-------- Materials provided --------
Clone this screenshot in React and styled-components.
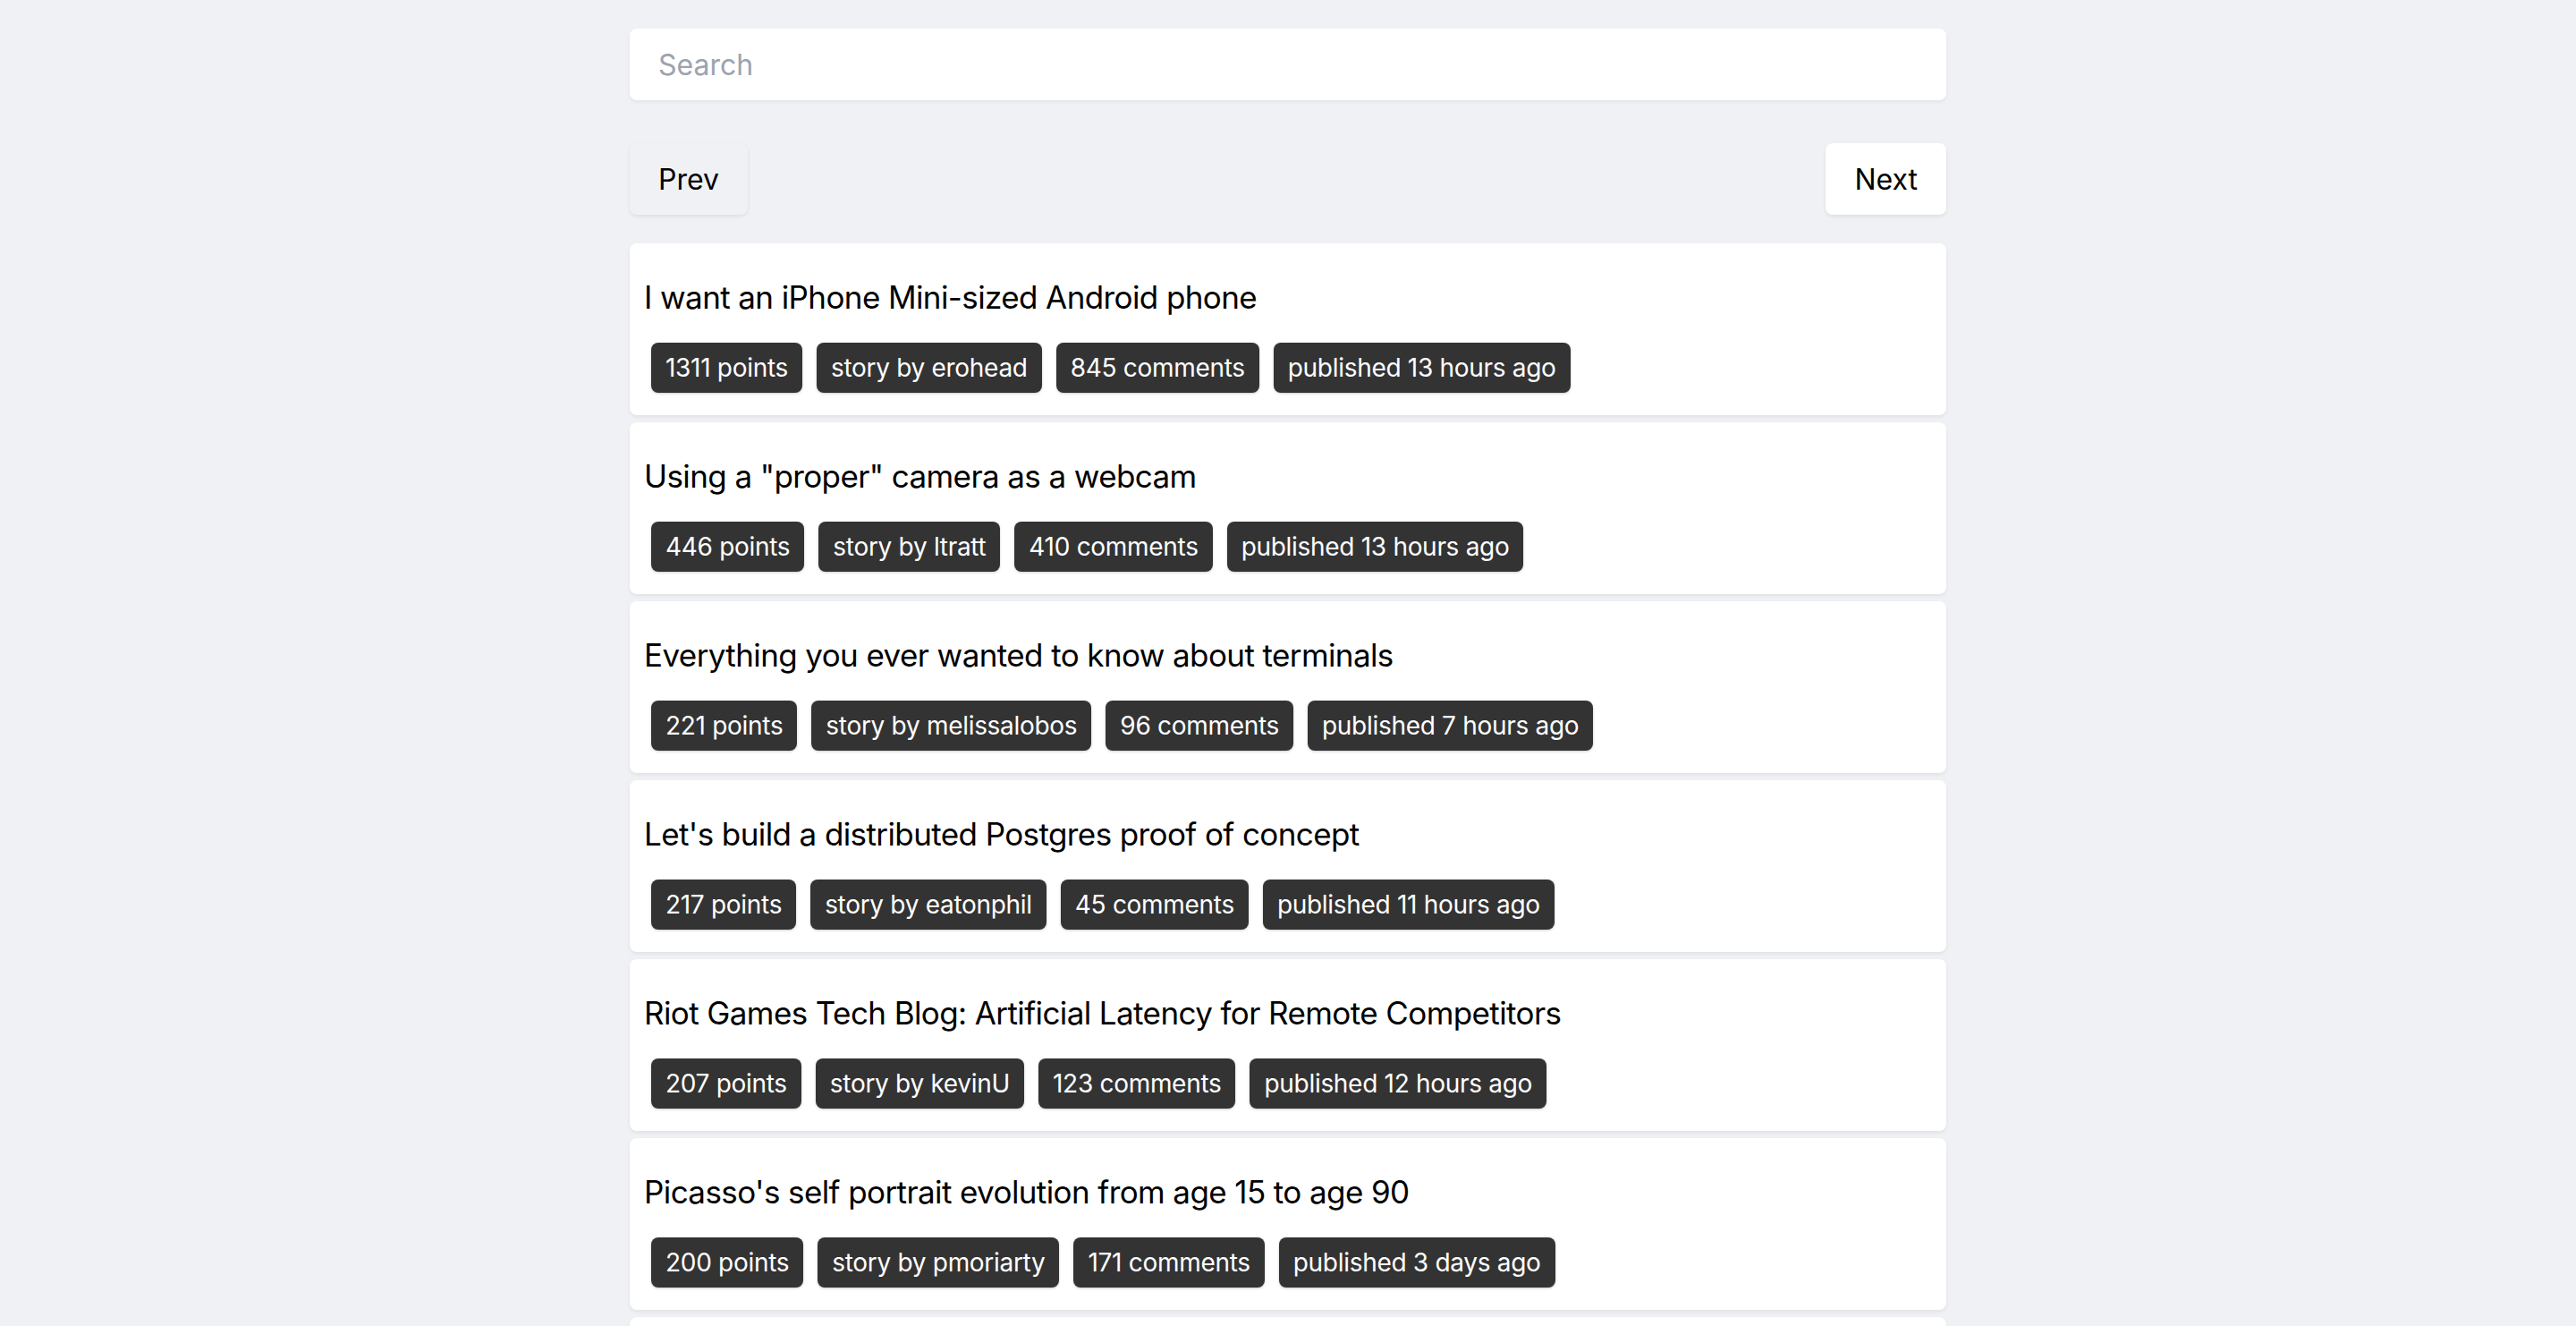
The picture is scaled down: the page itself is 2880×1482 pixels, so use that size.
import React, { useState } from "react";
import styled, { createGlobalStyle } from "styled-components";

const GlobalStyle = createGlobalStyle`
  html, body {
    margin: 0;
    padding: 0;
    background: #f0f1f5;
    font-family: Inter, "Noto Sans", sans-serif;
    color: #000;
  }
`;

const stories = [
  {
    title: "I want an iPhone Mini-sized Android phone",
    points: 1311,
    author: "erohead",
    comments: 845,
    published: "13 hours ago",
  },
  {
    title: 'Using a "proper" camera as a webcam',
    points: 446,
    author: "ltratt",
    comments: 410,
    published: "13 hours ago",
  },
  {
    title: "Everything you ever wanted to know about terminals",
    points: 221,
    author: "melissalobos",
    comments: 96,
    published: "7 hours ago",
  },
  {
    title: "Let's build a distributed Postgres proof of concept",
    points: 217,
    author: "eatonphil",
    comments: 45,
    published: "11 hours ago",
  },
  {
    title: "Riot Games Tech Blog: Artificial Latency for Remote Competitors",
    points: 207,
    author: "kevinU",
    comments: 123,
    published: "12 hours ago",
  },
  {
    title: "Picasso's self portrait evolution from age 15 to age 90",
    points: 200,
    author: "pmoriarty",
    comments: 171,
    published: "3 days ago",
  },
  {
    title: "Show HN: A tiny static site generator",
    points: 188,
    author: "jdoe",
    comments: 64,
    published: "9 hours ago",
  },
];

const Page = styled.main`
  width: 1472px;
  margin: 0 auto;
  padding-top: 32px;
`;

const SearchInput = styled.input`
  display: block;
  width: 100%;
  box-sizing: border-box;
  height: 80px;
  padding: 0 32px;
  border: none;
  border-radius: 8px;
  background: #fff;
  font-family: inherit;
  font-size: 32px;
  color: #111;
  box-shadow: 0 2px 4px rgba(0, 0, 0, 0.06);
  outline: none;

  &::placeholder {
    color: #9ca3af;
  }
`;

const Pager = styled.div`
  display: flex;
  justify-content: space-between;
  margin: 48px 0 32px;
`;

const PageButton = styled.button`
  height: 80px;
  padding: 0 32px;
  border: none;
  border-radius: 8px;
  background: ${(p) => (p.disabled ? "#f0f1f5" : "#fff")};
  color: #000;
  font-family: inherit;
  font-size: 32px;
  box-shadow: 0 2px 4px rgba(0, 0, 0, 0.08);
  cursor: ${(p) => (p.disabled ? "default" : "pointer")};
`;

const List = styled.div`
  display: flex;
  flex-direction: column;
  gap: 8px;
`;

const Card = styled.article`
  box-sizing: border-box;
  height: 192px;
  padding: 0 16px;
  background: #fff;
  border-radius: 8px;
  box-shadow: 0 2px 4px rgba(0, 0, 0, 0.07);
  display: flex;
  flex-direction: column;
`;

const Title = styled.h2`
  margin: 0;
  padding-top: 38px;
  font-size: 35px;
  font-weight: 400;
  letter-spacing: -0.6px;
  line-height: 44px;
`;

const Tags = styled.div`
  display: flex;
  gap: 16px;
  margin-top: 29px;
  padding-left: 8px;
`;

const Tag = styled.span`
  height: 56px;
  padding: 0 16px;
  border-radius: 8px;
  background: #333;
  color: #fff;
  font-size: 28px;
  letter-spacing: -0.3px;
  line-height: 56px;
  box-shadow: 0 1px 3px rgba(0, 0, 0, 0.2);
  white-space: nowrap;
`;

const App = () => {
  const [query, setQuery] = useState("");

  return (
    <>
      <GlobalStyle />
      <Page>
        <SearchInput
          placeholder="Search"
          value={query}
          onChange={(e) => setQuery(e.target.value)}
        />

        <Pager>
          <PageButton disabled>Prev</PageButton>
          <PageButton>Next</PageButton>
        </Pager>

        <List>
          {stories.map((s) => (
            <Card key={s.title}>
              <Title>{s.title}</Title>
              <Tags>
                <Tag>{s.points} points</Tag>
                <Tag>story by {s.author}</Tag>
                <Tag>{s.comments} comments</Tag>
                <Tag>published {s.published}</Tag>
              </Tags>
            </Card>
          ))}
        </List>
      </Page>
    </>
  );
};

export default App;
--------
-------- Materials provided --------
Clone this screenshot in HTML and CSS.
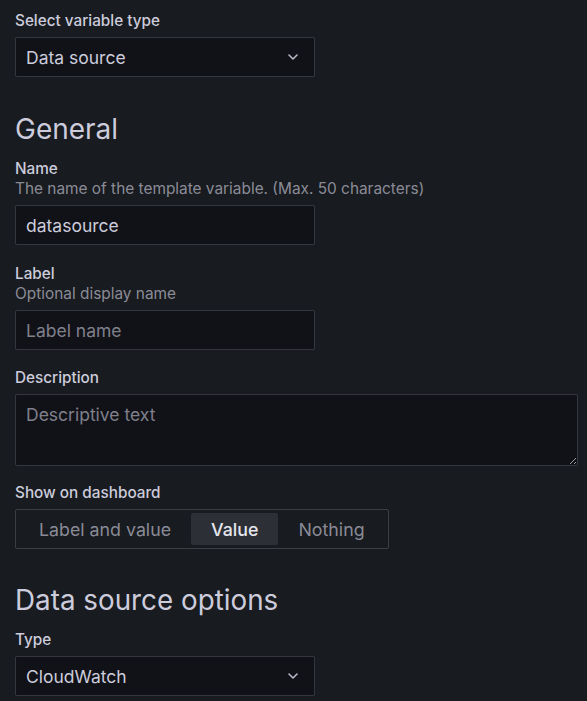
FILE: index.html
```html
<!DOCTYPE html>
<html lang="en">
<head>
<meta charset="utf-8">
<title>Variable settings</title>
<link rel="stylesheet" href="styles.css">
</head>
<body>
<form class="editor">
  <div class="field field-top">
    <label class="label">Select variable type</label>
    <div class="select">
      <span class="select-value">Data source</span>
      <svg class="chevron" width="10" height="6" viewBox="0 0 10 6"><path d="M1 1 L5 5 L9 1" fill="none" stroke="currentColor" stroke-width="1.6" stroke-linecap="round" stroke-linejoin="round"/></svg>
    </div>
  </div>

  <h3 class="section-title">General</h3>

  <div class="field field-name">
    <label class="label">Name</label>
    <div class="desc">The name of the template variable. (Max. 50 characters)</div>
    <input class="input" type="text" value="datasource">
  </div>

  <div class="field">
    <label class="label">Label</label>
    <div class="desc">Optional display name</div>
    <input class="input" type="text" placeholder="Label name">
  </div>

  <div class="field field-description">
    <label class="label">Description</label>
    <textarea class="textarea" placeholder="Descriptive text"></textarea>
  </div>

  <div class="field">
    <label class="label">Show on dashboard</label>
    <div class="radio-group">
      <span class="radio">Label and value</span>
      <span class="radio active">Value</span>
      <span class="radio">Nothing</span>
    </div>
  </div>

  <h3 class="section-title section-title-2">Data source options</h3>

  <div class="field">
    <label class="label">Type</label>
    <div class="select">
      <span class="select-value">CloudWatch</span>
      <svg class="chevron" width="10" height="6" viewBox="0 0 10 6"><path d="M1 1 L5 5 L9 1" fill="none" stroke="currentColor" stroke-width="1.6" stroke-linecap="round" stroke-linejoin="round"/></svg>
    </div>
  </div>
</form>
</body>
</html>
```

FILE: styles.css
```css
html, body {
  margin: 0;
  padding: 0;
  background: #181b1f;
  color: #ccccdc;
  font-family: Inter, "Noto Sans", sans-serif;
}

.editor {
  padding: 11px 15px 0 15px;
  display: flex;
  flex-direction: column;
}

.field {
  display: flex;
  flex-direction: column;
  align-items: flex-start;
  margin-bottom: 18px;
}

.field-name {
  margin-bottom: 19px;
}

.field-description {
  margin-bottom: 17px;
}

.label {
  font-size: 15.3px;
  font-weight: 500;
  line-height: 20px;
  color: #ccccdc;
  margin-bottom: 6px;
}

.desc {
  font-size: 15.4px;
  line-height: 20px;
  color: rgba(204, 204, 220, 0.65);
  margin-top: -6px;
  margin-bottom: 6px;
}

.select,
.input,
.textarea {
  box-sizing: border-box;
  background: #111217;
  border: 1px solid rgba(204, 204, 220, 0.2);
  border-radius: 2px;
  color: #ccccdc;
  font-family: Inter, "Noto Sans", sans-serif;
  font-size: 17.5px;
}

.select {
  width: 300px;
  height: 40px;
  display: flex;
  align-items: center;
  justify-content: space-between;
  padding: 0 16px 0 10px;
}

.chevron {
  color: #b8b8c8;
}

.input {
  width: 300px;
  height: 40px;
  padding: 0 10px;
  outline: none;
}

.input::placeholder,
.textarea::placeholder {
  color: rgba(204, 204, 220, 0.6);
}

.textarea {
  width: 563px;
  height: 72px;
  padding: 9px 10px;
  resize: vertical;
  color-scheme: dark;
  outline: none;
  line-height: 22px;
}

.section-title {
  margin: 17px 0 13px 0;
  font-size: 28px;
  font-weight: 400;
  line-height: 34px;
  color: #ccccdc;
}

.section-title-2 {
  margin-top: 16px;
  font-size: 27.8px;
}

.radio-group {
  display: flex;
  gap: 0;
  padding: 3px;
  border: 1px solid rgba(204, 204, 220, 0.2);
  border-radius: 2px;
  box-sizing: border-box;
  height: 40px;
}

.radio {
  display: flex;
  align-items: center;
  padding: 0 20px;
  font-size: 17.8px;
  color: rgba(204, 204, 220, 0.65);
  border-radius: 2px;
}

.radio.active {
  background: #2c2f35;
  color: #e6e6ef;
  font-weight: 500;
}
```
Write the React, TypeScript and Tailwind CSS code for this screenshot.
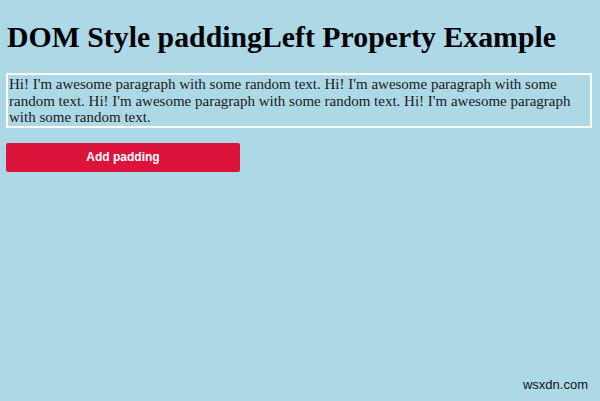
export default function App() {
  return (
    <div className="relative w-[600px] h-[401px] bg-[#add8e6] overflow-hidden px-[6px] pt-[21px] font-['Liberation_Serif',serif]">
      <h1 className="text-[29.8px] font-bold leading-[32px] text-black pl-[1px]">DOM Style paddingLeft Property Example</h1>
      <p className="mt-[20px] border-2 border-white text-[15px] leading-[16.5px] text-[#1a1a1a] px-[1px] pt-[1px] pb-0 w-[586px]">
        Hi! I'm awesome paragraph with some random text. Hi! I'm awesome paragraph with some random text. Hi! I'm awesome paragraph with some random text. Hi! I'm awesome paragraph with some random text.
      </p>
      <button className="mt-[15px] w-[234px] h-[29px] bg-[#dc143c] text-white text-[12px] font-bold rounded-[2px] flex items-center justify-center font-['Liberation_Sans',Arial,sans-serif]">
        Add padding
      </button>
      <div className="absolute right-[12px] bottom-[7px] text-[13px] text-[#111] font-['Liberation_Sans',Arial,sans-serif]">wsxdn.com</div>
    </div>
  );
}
--------
-------- Materials provided --------
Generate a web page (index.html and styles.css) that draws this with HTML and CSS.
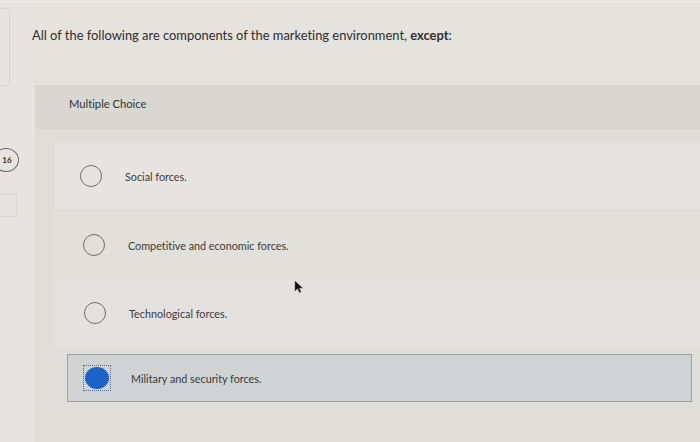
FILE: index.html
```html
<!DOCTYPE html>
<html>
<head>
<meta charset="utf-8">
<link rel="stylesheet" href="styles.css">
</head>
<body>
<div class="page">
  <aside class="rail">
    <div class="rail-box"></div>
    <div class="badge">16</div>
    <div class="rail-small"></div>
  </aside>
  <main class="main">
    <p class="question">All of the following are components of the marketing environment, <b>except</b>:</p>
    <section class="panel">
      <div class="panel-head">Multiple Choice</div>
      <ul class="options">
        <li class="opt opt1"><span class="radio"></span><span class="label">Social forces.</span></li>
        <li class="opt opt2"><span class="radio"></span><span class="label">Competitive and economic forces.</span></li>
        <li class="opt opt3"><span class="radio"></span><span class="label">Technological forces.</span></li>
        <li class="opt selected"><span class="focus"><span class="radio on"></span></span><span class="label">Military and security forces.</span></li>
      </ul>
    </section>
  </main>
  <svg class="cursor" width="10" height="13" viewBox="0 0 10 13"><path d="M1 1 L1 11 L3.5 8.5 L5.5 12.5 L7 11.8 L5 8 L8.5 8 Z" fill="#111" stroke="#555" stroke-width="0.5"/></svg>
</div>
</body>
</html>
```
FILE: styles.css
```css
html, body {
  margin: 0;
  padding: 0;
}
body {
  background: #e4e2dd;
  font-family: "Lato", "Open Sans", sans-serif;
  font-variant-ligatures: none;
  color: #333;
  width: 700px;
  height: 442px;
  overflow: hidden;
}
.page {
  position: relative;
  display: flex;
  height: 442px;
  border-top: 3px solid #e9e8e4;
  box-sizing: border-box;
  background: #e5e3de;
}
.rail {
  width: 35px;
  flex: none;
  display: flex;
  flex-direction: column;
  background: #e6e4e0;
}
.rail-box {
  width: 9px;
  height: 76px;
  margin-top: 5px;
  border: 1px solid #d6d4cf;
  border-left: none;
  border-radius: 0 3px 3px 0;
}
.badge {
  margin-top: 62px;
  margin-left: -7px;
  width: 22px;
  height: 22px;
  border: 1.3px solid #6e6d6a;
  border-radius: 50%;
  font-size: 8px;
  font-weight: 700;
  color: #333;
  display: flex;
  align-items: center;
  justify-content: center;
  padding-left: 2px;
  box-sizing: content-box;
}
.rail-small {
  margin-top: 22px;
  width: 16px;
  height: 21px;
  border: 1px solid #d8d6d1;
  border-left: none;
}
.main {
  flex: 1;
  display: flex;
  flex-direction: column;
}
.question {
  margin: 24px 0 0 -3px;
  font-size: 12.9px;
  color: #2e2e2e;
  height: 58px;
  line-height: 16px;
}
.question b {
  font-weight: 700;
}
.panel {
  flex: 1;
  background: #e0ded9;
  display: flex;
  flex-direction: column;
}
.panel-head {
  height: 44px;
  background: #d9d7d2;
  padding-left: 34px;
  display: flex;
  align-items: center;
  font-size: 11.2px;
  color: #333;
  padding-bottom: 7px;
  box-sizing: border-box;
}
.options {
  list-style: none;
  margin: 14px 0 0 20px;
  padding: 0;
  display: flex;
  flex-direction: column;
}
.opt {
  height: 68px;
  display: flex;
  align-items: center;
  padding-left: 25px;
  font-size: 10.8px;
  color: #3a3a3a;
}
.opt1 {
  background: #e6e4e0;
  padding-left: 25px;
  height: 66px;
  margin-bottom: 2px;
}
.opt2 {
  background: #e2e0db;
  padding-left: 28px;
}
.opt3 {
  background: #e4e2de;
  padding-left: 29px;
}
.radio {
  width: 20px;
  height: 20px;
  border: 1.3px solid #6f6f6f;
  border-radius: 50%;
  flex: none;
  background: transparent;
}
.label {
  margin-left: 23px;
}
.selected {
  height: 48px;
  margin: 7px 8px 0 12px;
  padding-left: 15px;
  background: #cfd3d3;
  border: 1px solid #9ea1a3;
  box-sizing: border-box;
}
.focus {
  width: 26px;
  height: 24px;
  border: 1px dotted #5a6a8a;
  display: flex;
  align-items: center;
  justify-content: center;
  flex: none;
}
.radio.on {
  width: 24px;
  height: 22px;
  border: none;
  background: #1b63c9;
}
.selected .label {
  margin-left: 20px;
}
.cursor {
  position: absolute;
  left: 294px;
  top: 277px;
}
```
--------
**Prompt**
Copy, from the material, each line that holds the string "Clone".

**Reply**
Clone this screenshot in React and styled-components.
Clone this screenshot in HTML and CSS.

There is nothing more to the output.